## Required task
It is required that the lines from the top of the listing through the line with "const [on, setOn] = useState(defaultOn)" be reproduced exactly, excluding pictures.

## start Stored data

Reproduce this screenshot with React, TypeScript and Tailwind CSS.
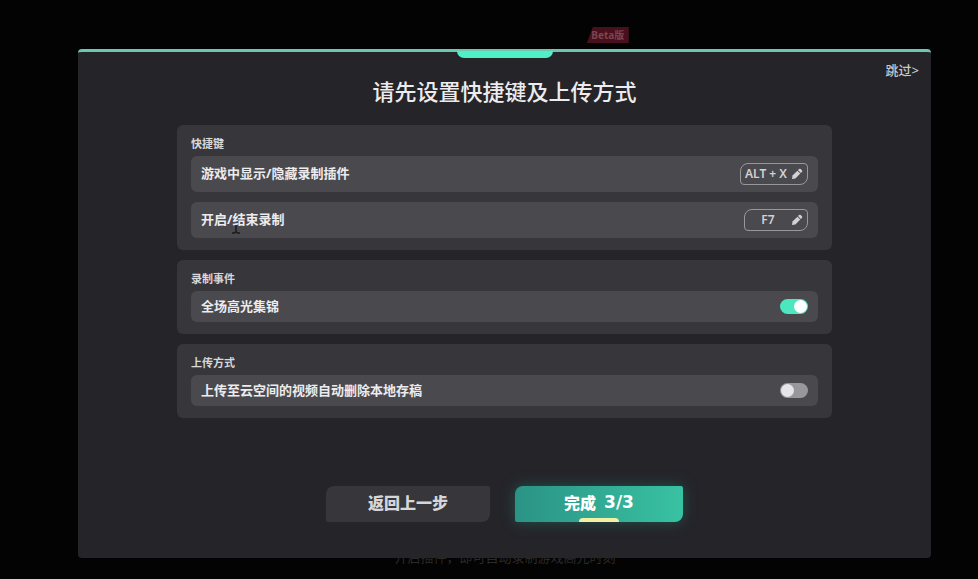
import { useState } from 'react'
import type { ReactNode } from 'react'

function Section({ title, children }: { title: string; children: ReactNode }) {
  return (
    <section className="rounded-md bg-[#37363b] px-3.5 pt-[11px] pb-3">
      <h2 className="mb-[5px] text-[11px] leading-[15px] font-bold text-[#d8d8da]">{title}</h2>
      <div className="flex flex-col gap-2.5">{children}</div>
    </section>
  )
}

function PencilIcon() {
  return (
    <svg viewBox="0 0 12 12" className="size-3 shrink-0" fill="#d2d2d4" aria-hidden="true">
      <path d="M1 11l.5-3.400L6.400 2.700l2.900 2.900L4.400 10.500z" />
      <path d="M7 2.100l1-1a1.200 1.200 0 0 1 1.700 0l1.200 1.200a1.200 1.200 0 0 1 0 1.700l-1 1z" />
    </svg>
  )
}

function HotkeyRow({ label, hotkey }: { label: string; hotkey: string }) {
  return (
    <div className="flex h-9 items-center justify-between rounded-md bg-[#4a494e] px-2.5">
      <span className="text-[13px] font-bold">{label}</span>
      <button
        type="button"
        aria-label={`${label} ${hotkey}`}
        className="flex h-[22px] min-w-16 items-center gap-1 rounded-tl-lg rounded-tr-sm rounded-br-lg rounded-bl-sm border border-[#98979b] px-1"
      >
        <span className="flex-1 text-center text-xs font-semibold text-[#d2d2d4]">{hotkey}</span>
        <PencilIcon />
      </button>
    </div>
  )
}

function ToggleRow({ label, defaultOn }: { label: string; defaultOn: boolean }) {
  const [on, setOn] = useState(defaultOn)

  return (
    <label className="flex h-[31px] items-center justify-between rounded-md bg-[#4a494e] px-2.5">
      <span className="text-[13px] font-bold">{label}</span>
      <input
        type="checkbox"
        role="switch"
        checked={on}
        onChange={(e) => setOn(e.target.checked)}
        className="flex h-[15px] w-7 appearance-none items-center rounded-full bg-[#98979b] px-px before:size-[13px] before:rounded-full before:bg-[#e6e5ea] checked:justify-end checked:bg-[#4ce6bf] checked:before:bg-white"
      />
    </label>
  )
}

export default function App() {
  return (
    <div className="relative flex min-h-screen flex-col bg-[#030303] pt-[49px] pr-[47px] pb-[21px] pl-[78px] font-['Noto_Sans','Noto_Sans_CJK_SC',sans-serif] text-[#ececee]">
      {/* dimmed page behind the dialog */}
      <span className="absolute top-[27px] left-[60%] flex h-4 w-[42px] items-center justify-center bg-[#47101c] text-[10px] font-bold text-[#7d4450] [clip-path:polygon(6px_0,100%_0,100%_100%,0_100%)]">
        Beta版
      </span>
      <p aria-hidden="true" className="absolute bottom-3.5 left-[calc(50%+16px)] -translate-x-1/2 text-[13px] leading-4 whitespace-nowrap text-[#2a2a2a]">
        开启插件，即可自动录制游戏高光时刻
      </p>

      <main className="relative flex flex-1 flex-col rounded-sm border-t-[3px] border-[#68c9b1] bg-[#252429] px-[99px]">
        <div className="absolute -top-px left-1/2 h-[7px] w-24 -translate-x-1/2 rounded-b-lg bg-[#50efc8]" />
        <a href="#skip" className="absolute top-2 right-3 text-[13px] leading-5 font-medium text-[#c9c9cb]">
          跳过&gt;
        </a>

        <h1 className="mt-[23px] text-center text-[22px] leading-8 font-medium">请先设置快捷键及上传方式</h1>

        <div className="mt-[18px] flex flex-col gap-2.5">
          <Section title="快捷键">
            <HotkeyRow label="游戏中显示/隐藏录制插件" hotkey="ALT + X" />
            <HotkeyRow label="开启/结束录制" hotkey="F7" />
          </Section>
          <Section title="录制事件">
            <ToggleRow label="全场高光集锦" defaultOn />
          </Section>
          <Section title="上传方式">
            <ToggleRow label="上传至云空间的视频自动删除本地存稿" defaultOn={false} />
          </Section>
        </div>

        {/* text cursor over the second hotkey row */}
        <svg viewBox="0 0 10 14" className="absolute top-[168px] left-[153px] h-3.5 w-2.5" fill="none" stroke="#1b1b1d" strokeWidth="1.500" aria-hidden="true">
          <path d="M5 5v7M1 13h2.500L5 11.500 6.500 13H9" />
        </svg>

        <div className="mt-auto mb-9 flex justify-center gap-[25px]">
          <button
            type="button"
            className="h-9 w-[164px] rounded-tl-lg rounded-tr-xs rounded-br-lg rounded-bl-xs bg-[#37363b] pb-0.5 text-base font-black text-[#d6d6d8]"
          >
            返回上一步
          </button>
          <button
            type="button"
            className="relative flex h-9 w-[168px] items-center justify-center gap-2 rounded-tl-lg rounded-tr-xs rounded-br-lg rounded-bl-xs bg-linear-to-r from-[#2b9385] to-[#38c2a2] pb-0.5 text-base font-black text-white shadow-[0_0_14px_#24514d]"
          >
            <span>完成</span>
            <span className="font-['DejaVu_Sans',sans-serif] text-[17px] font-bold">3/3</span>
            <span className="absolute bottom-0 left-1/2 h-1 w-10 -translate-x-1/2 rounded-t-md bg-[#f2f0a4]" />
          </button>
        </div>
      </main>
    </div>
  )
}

## end Stored data

## Solution for this task
Reproduce this screenshot with React, TypeScript and Tailwind CSS.
import { useState } from 'react'
import type { ReactNode } from 'react'

function Section({ title, children }: { title: string; children: ReactNode }) {
  return (
    <section className="rounded-md bg-[#37363b] px-3.5 pt-[11px] pb-3">
      <h2 className="mb-[5px] text-[11px] leading-[15px] font-bold text-[#d8d8da]">{title}</h2>
      <div className="flex flex-col gap-2.5">{children}</div>
    </section>
  )
}

function PencilIcon() {
  return (
    <svg viewBox="0 0 12 12" className="size-3 shrink-0" fill="#d2d2d4" aria-hidden="true">
      <path d="M1 11l.5-3.400L6.400 2.700l2.900 2.900L4.400 10.500z" />
      <path d="M7 2.100l1-1a1.200 1.200 0 0 1 1.700 0l1.200 1.200a1.200 1.200 0 0 1 0 1.700l-1 1z" />
    </svg>
  )
}

function HotkeyRow({ label, hotkey }: { label: string; hotkey: string }) {
  return (
    <div className="flex h-9 items-center justify-between rounded-md bg-[#4a494e] px-2.5">
      <span className="text-[13px] font-bold">{label}</span>
      <button
        type="button"
        aria-label={`${label} ${hotkey}`}
        className="flex h-[22px] min-w-16 items-center gap-1 rounded-tl-lg rounded-tr-sm rounded-br-lg rounded-bl-sm border border-[#98979b] px-1"
      >
        <span className="flex-1 text-center text-xs font-semibold text-[#d2d2d4]">{hotkey}</span>
        <PencilIcon />
      </button>
    </div>
  )
}

function ToggleRow({ label, defaultOn }: { label: string; defaultOn: boolean }) {
  const [on, setOn] = useState(defaultOn)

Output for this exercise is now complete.